Al saluto dei tre presidenti, Paolo Polimeno, Mauro Spedicati e Domenico Lenzi, ha fatto seguito l’intervento di mons. Michele Seccia che, dopo aver ricordato la biografia del giudice, ha evidenziato la definizione che diede di lui l’allora Papa San Giovanni Paolo II: “Martire della giustizia e indirettamente della fede”. Negli anni successivi alla sua morte, avvenuta il 21 settembre 1990 per mano della Stidda, organizzazione mafiosa di quegli anni su cui Livatino stava indagando, è stato scritto e detto tanto sulla figura del giudice ragazzino, ma come ha sottolineato il Vescovo, “solo nel 2006 è stato realizzato il documentario “La luce verticale” per promuoverne la causa di beatificazione aperta dall’allora vescovo di Agrigento mons. Carmelo Ferraro la cui fase diocesana è stata recentemente chiusa dal cardinale Francesco Montenegro, attuale vescovo della stessa diocesi. Nel 1993, a soli 3 anni dalla morte, la professoressa Ida Abate, ex insegnante di Livatino, è stata incaricata da mons. Ferraro a raccogliere testimonianze per la causa di beatificazione aperta poi il 21 settembre 2011 nella chiesa di San Domenico a Canicattì”.

Come ricordato dall’arcivescovo, “la beatificazione avverrà solo se e quando sarà riconosciuto un miracolo; al momento si è a conoscenza di due presunti miracoli avvenuti per intercessione del giudice Rosario Livatino e la cui veridicità si sta ancora verificando, quello di una donna pugliese affetta da leucemia che afferma di essere stata guarita in seguito ad una apparizione del giudice e quello di un’altra donna, anch’essa affetta da leucemia che, secondo i medici, sarebbe dovuta morire entro un anno e mezzo. La malattia, in tre anni, l’aveva portata a non essere più autosufficiente, fino a che un giorno, su un giornale, è rimasta colpita dalla foto del giudice Livatino e da allora le sue condizioni cominciarono a ristabilirsi fino ad arrivare alla guarigione.”

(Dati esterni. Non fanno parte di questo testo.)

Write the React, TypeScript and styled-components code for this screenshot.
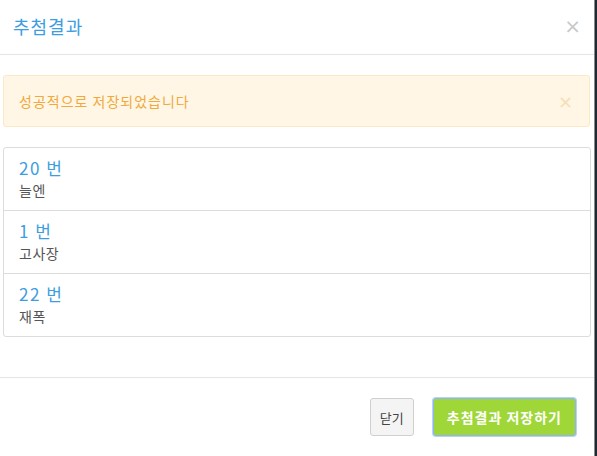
import * as React from 'react';
import styled, { createGlobalStyle } from 'styled-components';

const GlobalStyle = createGlobalStyle`
	html, body {
		margin: 0;
		padding: 0;
		background: #1d2a35;
	}
	body {
		font-family: "Noto Sans CJK KR", "Noto Sans", sans-serif;
		font-size: 13px;
		color: #333;
	}
`;

const results = [
	{ no: 20, name: '늘엔' },
	{ no: 1, name: '고사장' },
	{ no: 22, name: '재폭' },
];

export default function App() {
	return (
		<>
			<GlobalStyle />
			<Modal>
				<Header>
					<Title>추첨결과</Title>
					<Close>×</Close>
				</Header>
				<Body>
					<Alert>
						<span>성공적으로 저장되었습니다</span>
						<AlertClose>×</AlertClose>
					</Alert>
					<List>
						{results.map(r => (
							<Item key={r.no}>
								<ItemNo>{r.no} 번</ItemNo>
								<ItemName>{r.name}</ItemName>
							</Item>
						))}
					</List>
				</Body>
				<Footer>
					<Button>닫기</Button>
					<Button primary>추첨결과 저장하기</Button>
				</Footer>
			</Modal>
		</>
	);
}

// STYLE
const Modal = styled.div`
	width: 594px;
	height: 456px;
	background: #fff;
	border-right: 1px solid #8a8a8a;
	display: flex;
	flex-direction: column;
	overflow: hidden;
`;

const Header = styled.div`
	height: 55px;
	box-sizing: border-box;
	display: flex;
	align-items: center;
	justify-content: space-between;
	padding: 0 13px 2px 13px;
	border-bottom: 1px solid #e5e5e5;
`;

const Title = styled.h4`
	margin: 0;
	font-size: 18px;
	font-weight: 400;
	letter-spacing: 1px;
	color: #3d9ddf;
`;

const Close = styled.span`
	font-size: 20px;
	line-height: 1;
	color: #c8c8c8;
	font-family: "DejaVu Sans", sans-serif;
`;

const Body = styled.div`
	flex: 1;
	display: flex;
	flex-direction: column;
	gap: 20px;
	padding: 20px 3px 0 3px;
`;

const Alert = styled.div`
	height: 52px;
	margin-right: 1px;
	box-sizing: border-box;
	display: flex;
	align-items: center;
	justify-content: space-between;
	padding: 0 15px 0 15px;
	background: #fff6e6;
	border: 1px solid #fbe9c6;
	border-radius: 3px;
	color: #f0a93a;
	font-size: 14px;
	letter-spacing: 1px;
`;

const AlertClose = styled.span`
	font-size: 18px;
	color: #f7ddb3;
	font-family: "DejaVu Sans", sans-serif;
`;

const List = styled.div`
	border: 1px solid #dcdcdc;
	border-radius: 3px;
`;

const Item = styled.div`
	height: 63px;
	box-sizing: border-box;
	padding: 9px 15px 0;
	border-top: 1px solid #dcdcdc;

	&:first-child {
		border-top: none;
		height: 62px;
	}
`;

const ItemNo = styled.div`
	font-size: 17px;
	line-height: 22px;
	letter-spacing: 1.5px;
	color: #3d9ddf;
`;

const ItemName = styled.div`
	margin-top: 2px;
	font-size: 14px;
	line-height: 18px;
	letter-spacing: 0.5px;
	color: #555;
`;

const Footer = styled.div`
	height: 79px;
	box-sizing: border-box;
	display: flex;
	justify-content: flex-end;
	align-items: flex-start;
	gap: 19px;
	padding: 20px 18px 0;
	border-top: 1px solid #e5e5e5;
`;

const Button = styled.button<{ primary?: boolean }>`
	height: 38px;
	padding: 0 ${p => (p.primary ? 13 : 9)}px;
	font-family: inherit;
	font-size: ${p => (p.primary ? 14 : 13)}px;
	letter-spacing: ${p => (p.primary ? 1 : 0)}px;
	font-weight: ${p => (p.primary ? 700 : 400)};
	border-radius: 3px;
	color: ${p => (p.primary ? '#fff' : '#444')};
	background: ${p => (p.primary ? '#9fd738' : '#f4f4f4')};
	border: 1px solid ${p => (p.primary ? '#8fb5f0' : '#cfcfcf')};
	box-shadow: ${p => (p.primary ? '0 0 0 1px #b9d2f6' : 'none')};
`;
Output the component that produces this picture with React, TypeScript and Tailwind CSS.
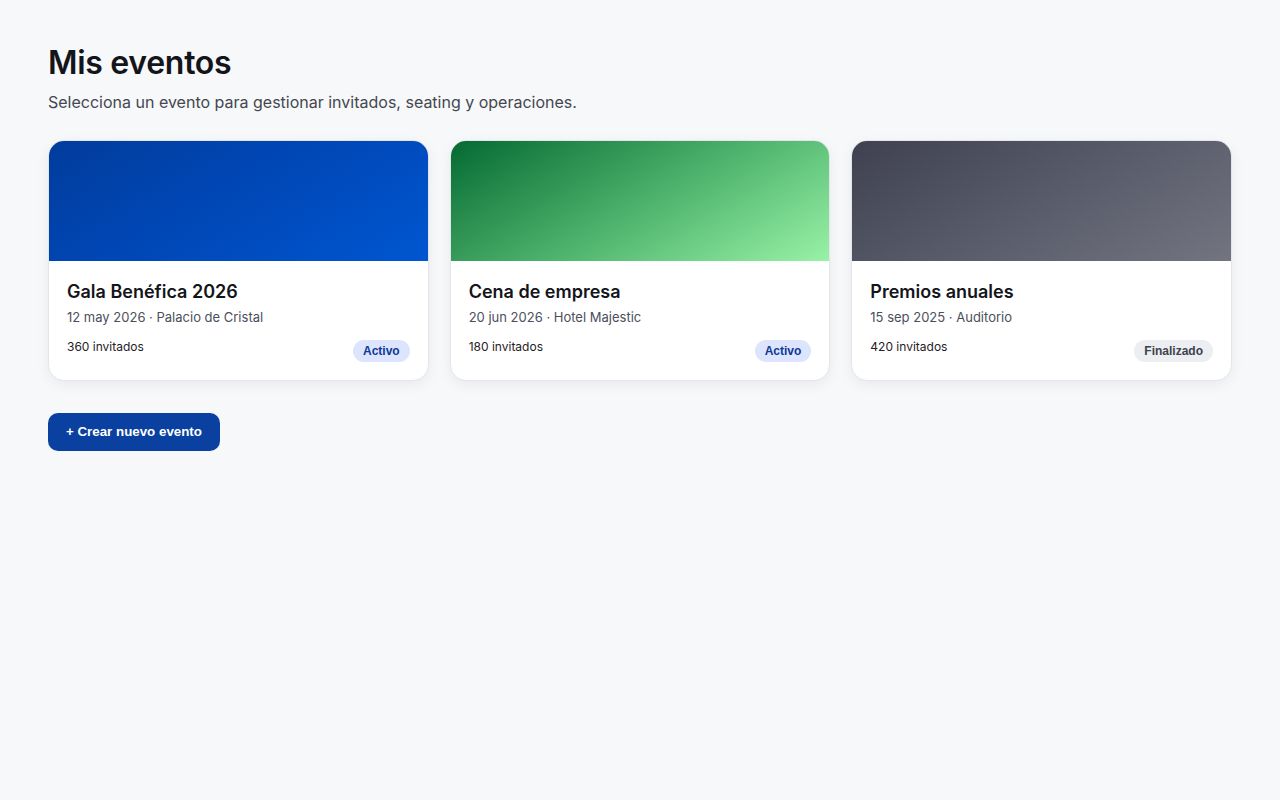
const events = [
  {
    name: "Gala Benéfica 2026",
    meta: "12 may 2026 · Palacio de Cristal",
    guests: "360 invitados",
    status: "Activo",
    cover: "bg-[linear-gradient(150deg,#013c9c_0%,#0048b8_50%,#0056d0_100%)]",
  },
  {
    name: "Cena de empresa",
    meta: "20 jun 2026 · Hotel Majestic",
    guests: "180 invitados",
    status: "Activo",
    cover: "bg-[linear-gradient(150deg,#056a32_0%,#4bb06a_50%,#98f2a6_100%)]",
  },
  {
    name: "Premios anuales",
    meta: "15 sep 2025 · Auditorio",
    guests: "420 invitados",
    status: "Finalizado",
    cover: "bg-[linear-gradient(150deg,#3f4150_0%,#585b6a_50%,#737480_100%)]",
  },
];

export default function App() {
  return (
    <div className="min-h-screen w-full bg-[#f7f8fa] px-12 pt-[43px] font-['Inter',sans-serif] text-[#111]">
      <h1 className="text-[32px] font-semibold leading-[40px] tracking-[-0.3px] text-[#14151a]">
        Mis eventos
      </h1>
      <p className="mt-[7px] text-[16px] leading-6 text-[#44474f]">
        Selecciona un evento para gestionar invitados, seating y operaciones.
      </p>

      {/* event cards */}
      <div className="mt-[26px] grid grid-cols-3 gap-[21px]">
        {events.map((e) => (
          <div
            key={e.name}
            className="overflow-hidden rounded-2xl border border-[#e3e5ea] bg-white shadow-[0_4px_14px_rgba(15,23,42,0.06)]"
          >
            <div className={`h-[120px] ${e.cover}`} />
            <div className="px-[18px] pt-[19px] pb-[18px]">
              <p className="text-[18px] font-semibold leading-6 text-[#14151a]">{e.name}</p>
              <p className="mt-[3px] text-[13px] leading-5 text-[#4b4f5c]">{e.meta}</p>
              <div className="mt-3 flex items-start justify-between">
                <p className="text-[12px] leading-4 text-[#1f2126]">{e.guests}</p>
                <span
                  className={`mt-px rounded-full px-[10px] font-['Liberation_Sans',sans-serif] text-[12px] font-bold leading-[22px] ${
                    e.status === "Activo"
                      ? "bg-[#dde4fd] text-[#0c3a96]"
                      : "bg-[#eceef1] text-[#3e424c]"
                  }`}
                >
                  {e.status}
                </span>
              </div>
            </div>
          </div>
        ))}
      </div>

      <button className="mt-[32px] h-[38px] rounded-[10px] bg-[#0a40a0] px-[18px] font-['Liberation_Sans',sans-serif] text-[13.33px] font-bold text-white">
        + Crear nuevo evento
      </button>
    </div>
  );
}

Elio Perrone ha messo al centro del suo intervento la citazione del giudice Livatino scelta per la locandina di presentazione dell’evento: “La giustizia è necessaria alla società, ma non basta; l’uomo non può vivere in funzione della legge, ma, nella carità, renderà la legge uno strumento di pace.” Motivo della scelta di Perrone è il fatto che il giudice sia riuscito a coniugare legge e carità ma, ricordando l’articolo 1 della nostra carta costituzionale, il presidente dell’Ugci di Lecce, aggiunge a questi valori anche quello della dignità del lavoro. “Vi è un valore che più del lavoro può dare significato dell’esigenza della carità nel rispetto della carta costituzionale? La solidarietà che nell’articolo 2 viene indicata al pari dei diritti inviolabili dell’uomo. Quindi carità e dignità sono fondamenti della giustizia. La figura di Rosario Livatino è tutta qui in quello che è il significato della carità e della dignità, il giudice è stato ucciso mentre si recava al lavoro; aveva rifiutato la scorta perché non voleva accomunare la sua prevedibile sorte a quella di altre persone. La sua morte per la mafia era un modo per sfidare lo Stato e che questo fosse il significato ce lo conferma il fatto che 2 anni dopo il suo omicidio furono assassinati Falcone e Borsellino. Era l’epoca nella quale la giustizia si dimostrava debole, a volte compiacente nei confronti della mafia; vigeva allora l’articolo 55 del codice di procedura penale intitolato al legittimo sospetto che permetteva di celebrare il processo di mafia in corti d’assise diverse da quelle della Sicilia, non rendendosi conto che i giudici siciliani avevano dalla loro parte la conoscenza approfondita del territorio oltre che della legge. Rosario Livatino era fra coloro che perseguitavano con il giusto rigore i delitti di mafia.”